* _YOUR OBJECTIVE_
Search the data for the string "components" and extract every line where it appears.

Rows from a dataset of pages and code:
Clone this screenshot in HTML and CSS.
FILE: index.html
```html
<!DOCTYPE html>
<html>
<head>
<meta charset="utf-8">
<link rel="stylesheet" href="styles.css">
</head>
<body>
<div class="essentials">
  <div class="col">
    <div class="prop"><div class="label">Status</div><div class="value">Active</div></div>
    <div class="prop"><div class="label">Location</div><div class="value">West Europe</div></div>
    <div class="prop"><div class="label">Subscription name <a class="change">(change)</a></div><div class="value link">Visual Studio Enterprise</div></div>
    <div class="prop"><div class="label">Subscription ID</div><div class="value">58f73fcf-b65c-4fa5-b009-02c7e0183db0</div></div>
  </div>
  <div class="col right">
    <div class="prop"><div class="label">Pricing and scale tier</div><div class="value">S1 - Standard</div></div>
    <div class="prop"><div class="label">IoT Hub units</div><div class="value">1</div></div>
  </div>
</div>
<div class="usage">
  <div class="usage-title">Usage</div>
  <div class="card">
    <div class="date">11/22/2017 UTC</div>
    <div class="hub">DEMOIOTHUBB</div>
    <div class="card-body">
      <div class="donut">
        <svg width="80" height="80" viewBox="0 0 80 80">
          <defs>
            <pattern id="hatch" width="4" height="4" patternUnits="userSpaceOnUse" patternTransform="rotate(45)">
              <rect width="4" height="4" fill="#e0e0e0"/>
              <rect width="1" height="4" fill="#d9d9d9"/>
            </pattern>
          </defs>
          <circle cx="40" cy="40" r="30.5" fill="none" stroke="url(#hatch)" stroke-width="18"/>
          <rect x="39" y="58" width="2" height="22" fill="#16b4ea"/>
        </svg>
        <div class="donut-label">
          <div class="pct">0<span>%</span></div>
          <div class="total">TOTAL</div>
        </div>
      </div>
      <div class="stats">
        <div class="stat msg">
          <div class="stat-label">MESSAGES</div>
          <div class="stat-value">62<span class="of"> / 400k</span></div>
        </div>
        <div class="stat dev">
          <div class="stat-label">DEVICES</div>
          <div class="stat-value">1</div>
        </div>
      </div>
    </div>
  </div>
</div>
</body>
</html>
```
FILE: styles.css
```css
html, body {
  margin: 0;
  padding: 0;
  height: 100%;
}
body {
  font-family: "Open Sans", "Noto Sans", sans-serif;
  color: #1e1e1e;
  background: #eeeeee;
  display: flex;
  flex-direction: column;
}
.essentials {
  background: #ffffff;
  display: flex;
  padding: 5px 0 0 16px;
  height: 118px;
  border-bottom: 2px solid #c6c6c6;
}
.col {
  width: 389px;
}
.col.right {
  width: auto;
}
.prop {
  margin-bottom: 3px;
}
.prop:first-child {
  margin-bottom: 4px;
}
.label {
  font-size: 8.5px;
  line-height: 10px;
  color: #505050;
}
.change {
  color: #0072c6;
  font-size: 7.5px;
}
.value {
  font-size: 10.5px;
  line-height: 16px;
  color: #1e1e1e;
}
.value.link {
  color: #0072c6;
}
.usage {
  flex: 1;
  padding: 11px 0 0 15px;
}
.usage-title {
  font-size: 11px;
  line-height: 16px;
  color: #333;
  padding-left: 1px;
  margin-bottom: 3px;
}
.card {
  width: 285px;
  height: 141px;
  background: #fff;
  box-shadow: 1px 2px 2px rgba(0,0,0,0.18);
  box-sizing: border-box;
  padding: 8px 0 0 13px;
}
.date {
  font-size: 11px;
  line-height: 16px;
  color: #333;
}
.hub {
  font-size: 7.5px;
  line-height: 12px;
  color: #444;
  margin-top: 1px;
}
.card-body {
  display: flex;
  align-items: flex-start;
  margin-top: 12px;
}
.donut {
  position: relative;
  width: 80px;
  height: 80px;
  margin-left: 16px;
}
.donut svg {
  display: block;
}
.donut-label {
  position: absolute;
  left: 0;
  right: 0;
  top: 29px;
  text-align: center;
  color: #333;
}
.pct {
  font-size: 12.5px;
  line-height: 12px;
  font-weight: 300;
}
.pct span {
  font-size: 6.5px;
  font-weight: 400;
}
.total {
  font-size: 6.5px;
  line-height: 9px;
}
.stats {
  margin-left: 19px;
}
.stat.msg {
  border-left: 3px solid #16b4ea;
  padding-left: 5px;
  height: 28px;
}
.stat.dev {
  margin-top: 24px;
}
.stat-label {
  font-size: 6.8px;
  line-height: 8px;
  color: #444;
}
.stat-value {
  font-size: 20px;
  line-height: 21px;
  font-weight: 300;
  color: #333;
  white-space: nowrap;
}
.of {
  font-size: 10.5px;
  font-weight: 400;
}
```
---
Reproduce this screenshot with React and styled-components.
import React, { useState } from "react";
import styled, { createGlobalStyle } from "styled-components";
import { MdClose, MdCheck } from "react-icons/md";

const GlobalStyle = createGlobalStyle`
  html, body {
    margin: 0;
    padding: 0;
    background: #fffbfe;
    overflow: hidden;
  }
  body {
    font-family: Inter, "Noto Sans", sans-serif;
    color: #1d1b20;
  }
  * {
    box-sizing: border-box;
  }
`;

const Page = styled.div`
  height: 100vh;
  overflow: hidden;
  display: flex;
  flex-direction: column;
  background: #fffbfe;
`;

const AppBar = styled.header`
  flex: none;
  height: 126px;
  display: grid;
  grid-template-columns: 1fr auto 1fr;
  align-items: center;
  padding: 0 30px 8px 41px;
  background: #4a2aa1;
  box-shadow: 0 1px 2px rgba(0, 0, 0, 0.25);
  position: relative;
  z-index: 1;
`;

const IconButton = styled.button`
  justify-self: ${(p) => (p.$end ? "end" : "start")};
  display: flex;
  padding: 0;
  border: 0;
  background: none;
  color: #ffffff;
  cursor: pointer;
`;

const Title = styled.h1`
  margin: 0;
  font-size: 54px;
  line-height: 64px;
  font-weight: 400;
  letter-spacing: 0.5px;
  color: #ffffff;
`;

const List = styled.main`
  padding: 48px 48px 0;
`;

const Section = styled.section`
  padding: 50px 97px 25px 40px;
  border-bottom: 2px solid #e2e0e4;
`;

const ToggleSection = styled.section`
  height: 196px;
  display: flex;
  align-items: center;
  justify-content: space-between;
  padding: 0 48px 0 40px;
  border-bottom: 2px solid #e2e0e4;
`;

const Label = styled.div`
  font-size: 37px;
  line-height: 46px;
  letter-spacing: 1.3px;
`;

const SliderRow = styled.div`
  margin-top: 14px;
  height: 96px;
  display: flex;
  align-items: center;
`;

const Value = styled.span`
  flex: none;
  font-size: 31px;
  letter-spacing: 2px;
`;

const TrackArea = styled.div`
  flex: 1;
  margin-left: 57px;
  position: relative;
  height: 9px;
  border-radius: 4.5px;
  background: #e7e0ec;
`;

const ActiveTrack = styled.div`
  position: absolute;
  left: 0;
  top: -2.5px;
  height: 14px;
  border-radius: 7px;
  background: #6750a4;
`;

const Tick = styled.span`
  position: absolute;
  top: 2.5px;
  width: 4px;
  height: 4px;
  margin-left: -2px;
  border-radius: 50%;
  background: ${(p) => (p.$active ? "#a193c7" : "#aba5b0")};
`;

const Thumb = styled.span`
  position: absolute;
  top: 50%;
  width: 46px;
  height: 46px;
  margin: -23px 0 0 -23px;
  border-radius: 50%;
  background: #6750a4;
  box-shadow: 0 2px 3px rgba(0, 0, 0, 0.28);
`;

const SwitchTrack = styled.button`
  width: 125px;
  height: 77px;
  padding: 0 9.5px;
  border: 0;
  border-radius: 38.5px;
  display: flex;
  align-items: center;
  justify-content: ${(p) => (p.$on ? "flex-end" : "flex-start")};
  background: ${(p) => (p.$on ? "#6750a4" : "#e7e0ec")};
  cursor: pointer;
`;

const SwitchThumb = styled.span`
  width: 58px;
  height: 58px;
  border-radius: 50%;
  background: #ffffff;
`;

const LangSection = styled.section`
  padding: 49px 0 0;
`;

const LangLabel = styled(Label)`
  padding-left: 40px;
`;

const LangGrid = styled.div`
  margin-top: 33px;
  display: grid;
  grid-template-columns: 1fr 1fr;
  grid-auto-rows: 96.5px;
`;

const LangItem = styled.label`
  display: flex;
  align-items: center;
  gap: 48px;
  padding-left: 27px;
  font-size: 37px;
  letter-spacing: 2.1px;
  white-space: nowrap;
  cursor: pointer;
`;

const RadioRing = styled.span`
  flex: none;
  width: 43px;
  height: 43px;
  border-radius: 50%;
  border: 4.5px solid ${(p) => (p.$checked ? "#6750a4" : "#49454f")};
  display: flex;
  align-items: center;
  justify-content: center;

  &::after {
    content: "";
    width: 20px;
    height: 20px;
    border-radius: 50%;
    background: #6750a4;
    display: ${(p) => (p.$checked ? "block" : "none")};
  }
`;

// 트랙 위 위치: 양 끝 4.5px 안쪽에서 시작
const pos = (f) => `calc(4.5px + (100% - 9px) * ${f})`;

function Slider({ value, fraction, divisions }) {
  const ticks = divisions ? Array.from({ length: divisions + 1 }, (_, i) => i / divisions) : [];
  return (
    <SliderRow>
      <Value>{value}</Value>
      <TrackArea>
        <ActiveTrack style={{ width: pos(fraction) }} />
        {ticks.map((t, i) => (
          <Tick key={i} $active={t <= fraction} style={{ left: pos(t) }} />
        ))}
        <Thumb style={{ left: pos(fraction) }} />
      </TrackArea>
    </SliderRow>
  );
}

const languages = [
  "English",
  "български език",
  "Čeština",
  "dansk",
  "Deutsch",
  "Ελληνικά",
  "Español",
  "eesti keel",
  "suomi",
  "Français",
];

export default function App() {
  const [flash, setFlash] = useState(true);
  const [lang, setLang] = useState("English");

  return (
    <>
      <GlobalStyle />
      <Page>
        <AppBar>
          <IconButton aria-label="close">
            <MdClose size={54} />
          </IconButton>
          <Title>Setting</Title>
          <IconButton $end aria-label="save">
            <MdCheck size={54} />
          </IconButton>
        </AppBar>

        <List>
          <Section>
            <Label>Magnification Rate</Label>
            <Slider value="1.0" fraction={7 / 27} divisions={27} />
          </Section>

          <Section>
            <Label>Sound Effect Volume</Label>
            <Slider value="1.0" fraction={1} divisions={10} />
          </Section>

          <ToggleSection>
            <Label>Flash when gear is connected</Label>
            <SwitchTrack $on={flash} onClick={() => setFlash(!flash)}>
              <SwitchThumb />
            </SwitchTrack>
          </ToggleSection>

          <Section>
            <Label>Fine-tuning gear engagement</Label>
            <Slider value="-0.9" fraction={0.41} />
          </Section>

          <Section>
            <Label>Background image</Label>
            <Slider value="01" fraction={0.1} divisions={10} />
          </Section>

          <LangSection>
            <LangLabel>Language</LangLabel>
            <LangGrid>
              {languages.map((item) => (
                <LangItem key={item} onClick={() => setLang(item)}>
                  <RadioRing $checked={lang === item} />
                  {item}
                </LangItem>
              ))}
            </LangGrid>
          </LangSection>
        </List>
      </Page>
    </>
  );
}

* _WORKED SOLUTION_
Reproduce this screenshot with React and styled-components.
import styled, { createGlobalStyle } from "styled-components";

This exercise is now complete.